Investors in other proposed projects, ranging from LNG to iron ore, are watching closely to see how the new Abbott government handles the union movement, which will be licking its wounds after its political wing lost power in Canberra.
While industrial action is a threat to WA’s future, and always has been, there is a new and more interesting threat emerging far to the east, especially for those companies heavily involved in the use of electronic data and internet transactions.
New Zealand, the country with an open invitation to join the Australian Commonwealth and the benefit of a free-trade agreement, is steaming ahead of Australia when it comes to productivity, competitiveness and costs.
Last week’s release of the World Economic Forum’s global competitiveness report found that, for the first time, New Zealand was ranked higher than Australia and that also for the first time Australia was not in the top 20.
The rankings were New Zealand 18th out of 144 countries (23rd last year); Australia 21st (20th last year).
In sporting terms New Zealand has just out-scored Australia, but in business terms there is something far more significant happening – if it is now cheaper and easier to do business in New Zealand, some Australian companies will be tempted to shift part of their operations across the Tasman.
If that sounds unlikely then readers of the Australian Financial Review newspaper should consider where their morning fix of business news is edited – New Zealand, because it is cheaper and easier.

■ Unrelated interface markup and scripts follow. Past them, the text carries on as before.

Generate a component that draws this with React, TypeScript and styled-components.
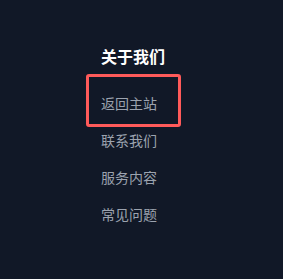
import React from 'react';
import styled, { createGlobalStyle } from 'styled-components';

const GlobalStyle = createGlobalStyle`
  html, body {
    margin: 0;
    padding: 0;
    background: #111827;
  }
  body {
    font-family: "Noto Sans CJK SC", "Noto Sans", sans-serif;
  }
`;

const Page = styled.div`
  min-height: 279px;
  background: #111827;
  padding: 44px 0 0 101px;
  box-sizing: border-box;
`;

const Column = styled.section`
  display: flex;
  flex-direction: column;
`;

const Title = styled.h3`
  margin: 0;
  font-size: 16px;
  line-height: 24px;
  font-weight: 700;
  color: #ffffff;
`;

const List = styled.ul`
  list-style: none;
  margin: 16px 0 0;
  padding: 0;
`;

const Item = styled.li`
  position: relative;
  height: 37px;
  line-height: 37px;
`;

const Link = styled.a`
  font-size: 14px;
  color: #9ca3af;
  text-decoration: none;
`;

const Highlight = styled.span`
  position: absolute;
  left: -15px;
  top: -10px;
  width: 95px;
  height: 53px;
  box-sizing: border-box;
  border: 3px solid #ff5a5a;
  border-radius: 3px;
  pointer-events: none;
`;

const links = ['返回主站', '联系我们', '服务内容', '常见问题'];

const App = () => {
  return (
    <>
      <GlobalStyle />
      <Page>
        <Column>
          <Title>关于我们</Title>
          <List>
            {links.map((label, i) => (
              <Item key={label}>
                <Link href="#">{label}</Link>
                {i === 0 && <Highlight />}
              </Item>
            ))}
          </List>
        </Column>
      </Page>
    </>
  );
};

export default App;
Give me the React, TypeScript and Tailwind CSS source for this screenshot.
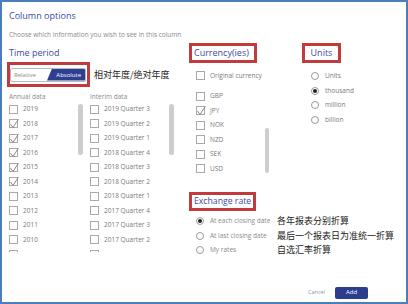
import type { ReactNode } from "react";

const annual = [
    { label: "2019", checked: false },
    { label: "2018", checked: true },
    { label: "2017", checked: true },
    { label: "2016", checked: true },
    { label: "2015", checked: true },
    { label: "2014", checked: true },
    { label: "2013", checked: false },
    { label: "2012", checked: false },
    { label: "2011", checked: false },
    { label: "2010", checked: false },
];

const interim = [
    "2019 Quarter 3",
    "2019 Quarter 2",
    "2019 Quarter 1",
    "2018 Quarter 4",
    "2018 Quarter 3",
    "2018 Quarter 2",
    "2018 Quarter 1",
    "2017 Quarter 4",
    "2017 Quarter 3",
    "2017 Quarter 2",
];

const currencies = [
    { label: "GBP", checked: false },
    { label: "JPY", checked: true },
    { label: "NOK", checked: false },
    { label: "NZD", checked: false },
    { label: "SEK", checked: false },
    { label: "USD", checked: false },
];

const units = [
    { label: "Units", on: false },
    { label: "thousand", on: true },
    { label: "million", on: false },
    { label: "billion", on: false },
];

const rates = [
    { label: "At each closing date", note: "各年报表分别折算", on: true },
    { label: "At last closing date", note: "最后一个报表日为准统一折算", on: false },
    { label: "My rates", note: "自选汇率折算", on: false },
];

function Checkbox({ checked }: { checked: boolean }) {
    return (
        <span className="relative w-[9px] h-[9px] border border-[#a9a9a9] bg-white shrink-0">
            {checked && (
                <svg
                    className="absolute -left-[1px] -top-[2px]"
                    width="11"
                    height="11"
                    viewBox="0 0 11 11"
                >
                    <path
                        d="M1.5 6 L4 9.5 L9.5 1"
                        fill="none"
                        stroke="#7d7d7d"
                        strokeWidth="0.9"
                    />
                </svg>
            )}
        </span>
    );
}

function Radio({ on }: { on: boolean }) {
    return (
        <span className="w-[8px] h-[8px] rounded-full border border-[#9a9a9a] bg-white flex items-center justify-center shrink-0">
            {on && <span className="w-[4px] h-[4px] rounded-full bg-[#222]" />}
        </span>
    );
}

function RedBox({ className, children }: { className: string; children: ReactNode }) {
    return (
        <div className={`border-[3px] border-[#c13a3e] flex items-center whitespace-nowrap ${className}`}>
            {children}
        </div>
    );
}

export default function App() {
    return (
        <div className="w-[408px] h-[304px] border-2 border-[#4a7ebb] bg-white flex flex-col font-['Open_Sans',sans-serif] overflow-hidden">
            {/* Header */}
            <div className="pl-[7px] pt-[7px]">
                <h1 className="h-[14px] leading-[14px] text-[9px] text-[#3b4aa3]">Column options</h1>
                <p className="mt-[7px] h-[10px] leading-[10px] text-[6.5px] text-[#8a8a8a]">
                    Choose which information you wish to see in this column
                </p>
            </div>

            {/* Body */}
            <div className="mt-[3px] h-[240px] flex pl-[5px]">
                {/* Time period */}
                <div className="w-[182px] flex flex-col">
                    <div className="h-[19px] flex items-center pl-[2px] text-[9px] text-[#3b4aa3]">
                        Time period
                    </div>
                    <div className="h-[25px] flex items-center">
                        <RedBox className="w-[83px] h-[25px]">
                            <div className="w-[76px] h-[14px] border border-[#b8b8b8] rounded-[2px] flex overflow-hidden text-[6px] leading-none">
                                <span className="w-[36px] flex items-center pl-[3px] text-[#8c8c8c]">Relative</span>
                                <span className="flex-1 flex items-center justify-end pr-[4px] bg-[#2e3e92] text-white [clip-path:polygon(5px_0,100%_0,100%_100%,0_100%)]">
                                    Absolute
                                </span>
                            </div>
                        </RedBox>
                        <span className="ml-[4px] text-[9px] text-[#222] font-['Noto_Sans_CJK_SC',sans-serif]">
                            相对年度/绝对年度
                        </span>
                    </div>
                    <div className="mt-[5px] h-[10px] flex items-center pl-[2px] text-[6.5px] text-[#8a8a8a]">
                        <span className="w-[81px]">Annual data</span>
                        <span>Interim data</span>
                    </div>
                    <div className="h-[150px] overflow-hidden flex pl-[2px]">
                        <div className="w-[69px]">
                            {annual.map((y) => (
                                <div key={y.label} className="h-[14.5px] flex items-center gap-[5px] text-[6.5px] text-[#7a7a7a]">
                                    <Checkbox checked={y.checked} />
                                    <span>{y.label}</span>
                                </div>
                            ))}
                            {/* next row, scrolled out of view */}
                            <div className="h-[14.5px] flex items-center">
                                <Checkbox checked={false} />
                            </div>
                        </div>
                        <div className="w-[5px] h-[51px] mt-[2px] rounded-full bg-[#cdcdcd]" />
                        <div className="w-[79px] ml-[7px]">
                            {interim.map((q) => (
                                <div key={q} className="h-[14.5px] flex items-center gap-[5px] text-[6.5px] text-[#7a7a7a]">
                                    <Checkbox checked={false} />
                                    <span className="whitespace-nowrap">{q}</span>
                                </div>
                            ))}
                            <div className="h-[14.5px] flex items-center">
                                <Checkbox checked={false} />
                            </div>
                        </div>
                        <div className="w-[5px] h-[51px] mt-[2px] rounded-full bg-[#cdcdcd]" />
                    </div>
                </div>

                {/* Currency, units, exchange rate */}
                <div className="flex-1 flex flex-col">
                    <div className="flex h-[133px]">
                        <div className="w-[113px] flex flex-col">
                            <RedBox className="w-[68px] h-[20px] pl-[2px] text-[9px] text-[#3b4aa3]">
                                Currency(ies)
                            </RedBox>
                            <div className="mt-[5.5px] h-[14.5px] flex items-center gap-[5px] pl-[7px] text-[6.5px] text-[#7a7a7a]">
                                <Checkbox checked={false} />
                                <span>Original currency</span>
                            </div>
                            <div className="mt-[5.75px] flex pl-[7px]">
                                <div className="w-[69px]">
                                    {currencies.map((c) => (
                                        <div key={c.label} className="h-[14.5px] flex items-center gap-[5px] text-[6.5px] text-[#7a7a7a]">
                                            <Checkbox checked={c.checked} />
                                            <span>{c.label}</span>
                                        </div>
                                    ))}
                                </div>
                                <div className="w-[4px] h-[45px] mt-[39px] rounded-full bg-[#cdcdcd]" />
                            </div>
                        </div>
                        <div className="flex flex-col">
                            <RedBox className="w-[39px] h-[20px] justify-center text-[9px] text-[#3b4aa3]">
                                Units
                            </RedBox>
                            <div className="mt-[5.75px] pl-[9px]">
                                {units.map((u) => (
                                    <div key={u.label} className="h-[14.5px] flex items-center gap-[6px] text-[6.5px] text-[#7a7a7a]">
                                        <Radio on={u.on} />
                                        <span>{u.label}</span>
                                    </div>
                                ))}
                            </div>
                        </div>
                    </div>

                    <div className="mt-[16px] flex flex-col">
                        <RedBox className="w-[67px] h-[19px] pl-[2px] text-[8.7px] text-[#3b4aa3]">
                            Exchange rate
                        </RedBox>
                        <div className="mt-[2.75px] pl-[7px]">
                            {rates.map((r) => (
                                <div key={r.label} className="h-[14.5px] flex items-center text-[6.5px] text-[#8a8a8a]">
                                    <Radio on={r.on} />
                                    <span className="ml-[6px] w-[67px] whitespace-nowrap">{r.label}</span>
                                    <span className="text-[9px] text-[#222] font-['Noto_Sans_CJK_SC',sans-serif] whitespace-nowrap">
                                        {r.note}
                                    </span>
                                </div>
                            ))}
                        </div>
                    </div>
                </div>
            </div>

            {/* Footer */}
            <div className="h-[19px] flex items-center justify-end pr-[38px]">
                <button className="text-[5.5px] text-[#8c94b8] mr-[10px]">Cancel</button>
                <button className="w-[33px] h-[12px] rounded-[2px] bg-[#2d3d8e] text-white text-[6px]">Add</button>
            </div>
        </div>
    );
}
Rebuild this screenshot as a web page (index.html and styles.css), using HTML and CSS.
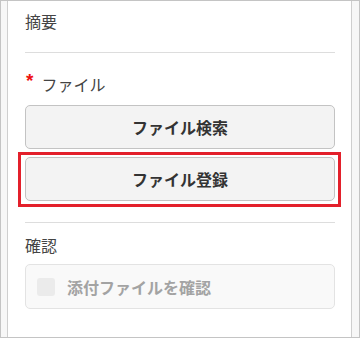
FILE: index.html
```html
<!DOCTYPE html>
<html lang="ja">
<head>
<meta charset="utf-8">
<link rel="stylesheet" href="styles.css">
</head>
<body>
<div class="frame">
  <div class="panel">
    <div class="label first">摘要</div>
    <div class="divider"></div>
    <div class="label req"><span class="star">*</span>ファイル</div>
    <div class="buttons">
      <button class="btn">ファイル検索</button>
      <div class="highlight-wrap">
        <button class="btn">ファイル登録</button>
        <div class="highlight"></div>
      </div>
    </div>
    <div class="divider second"></div>
    <div class="label confirm">確認</div>
    <div class="checkrow">
      <span class="box"></span>
      <span class="checktext">添付ファイルを確認</span>
    </div>
  </div>
</div>
</body>
</html>
```

FILE: styles.css
```css
html, body {
  margin: 0;
  padding: 0;
  background: #ffffff;
}
body {
  font-family: "Noto Sans CJK JP", "Noto Sans", sans-serif;
  font-size: 16px;
  color: #444444;
}
.frame {
  width: 360px;
  height: 338px;
  box-sizing: border-box;
  border: 1px solid #c4c4c4;
  background: #f7f7f7;
  padding-left: 6px;
}
.panel {
  width: 345px;
  height: 100%;
  box-sizing: border-box;
  background: #ffffff;
  border-left: 1px solid #cfcfcf;
  border-right: 1px solid #cfcfcf;
  padding: 8px 16px 0 17px;
}
.label {
  line-height: 24px;
  height: 24px;
  color: #444444;
}
.divider {
  height: 1px;
  background: #dddddd;
  margin-top: 19px;
}
.req {
  margin-top: 19px;
  display: flex;
  align-items: flex-start;
}
.star {
  font-family: "Liberation Sans", Arial, sans-serif;
  font-weight: bold;
  font-size: 19px;
  color: #ee1111;
  line-height: 16px;
  margin-top: 1px;
  margin-left: 1px;
  margin-right: 8px;
}
.buttons {
  margin-top: 9px;
  display: flex;
  flex-direction: column;
  gap: 8px;
}
.btn {
  display: block;
  width: 100%;
  height: 44px;
  box-sizing: border-box;
  border: 1px solid #c3c3c3;
  border-radius: 5px;
  background: #f3f3f3;
  font-family: "Noto Sans CJK JP", "Noto Sans", sans-serif;
  font-size: 16px;
  font-weight: bold;
  color: #333333;
  padding: 0;
}
.highlight-wrap {
  position: relative;
}
.highlight {
  position: absolute;
  top: -5px;
  bottom: -6px;
  left: -7px;
  right: -6px;
  border: 3px solid #e3202b;
  pointer-events: none;
}
.divider.second {
  margin-top: 21px;
}
.confirm {
  margin-top: 10px;
}
.checkrow {
  margin-top: 7px;
  height: 45px;
  box-sizing: border-box;
  border: 1px solid #e3e3e3;
  border-radius: 5px;
  background: #f9f9f9;
  display: flex;
  align-items: center;
  padding-left: 11px;
  gap: 12px;
}
.box {
  width: 18px;
  height: 18px;
  border-radius: 3px;
  background: #ebebeb;
  flex: none;
}
.checktext {
  font-weight: bold;
  color: #a3a3a3;
  font-size: 16px;
}
```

You might not be able to shift a factory or a mine to New Zealand, but you can certainly shift the back office.
Hot costs
AS a final thought, there was a warning shot fired across Australia’s embryonic shale-gas exploration sector last week when analysts at Bank of America Merrill Lynch noted that drilling in the Cooper Basin of South Australia had encountered extremely high temperatures.
At around 260º Celsius, the Cooper gasfields are some 100º hotter than the Haynesville shale-gas fields of Texas.
And while not a game-stopper, the high temperatures will add to the cost of Cooper shale gas and serve as a warning to shale explorers elsewhere that replicating the US gas boom might not be as easy as some people imagine.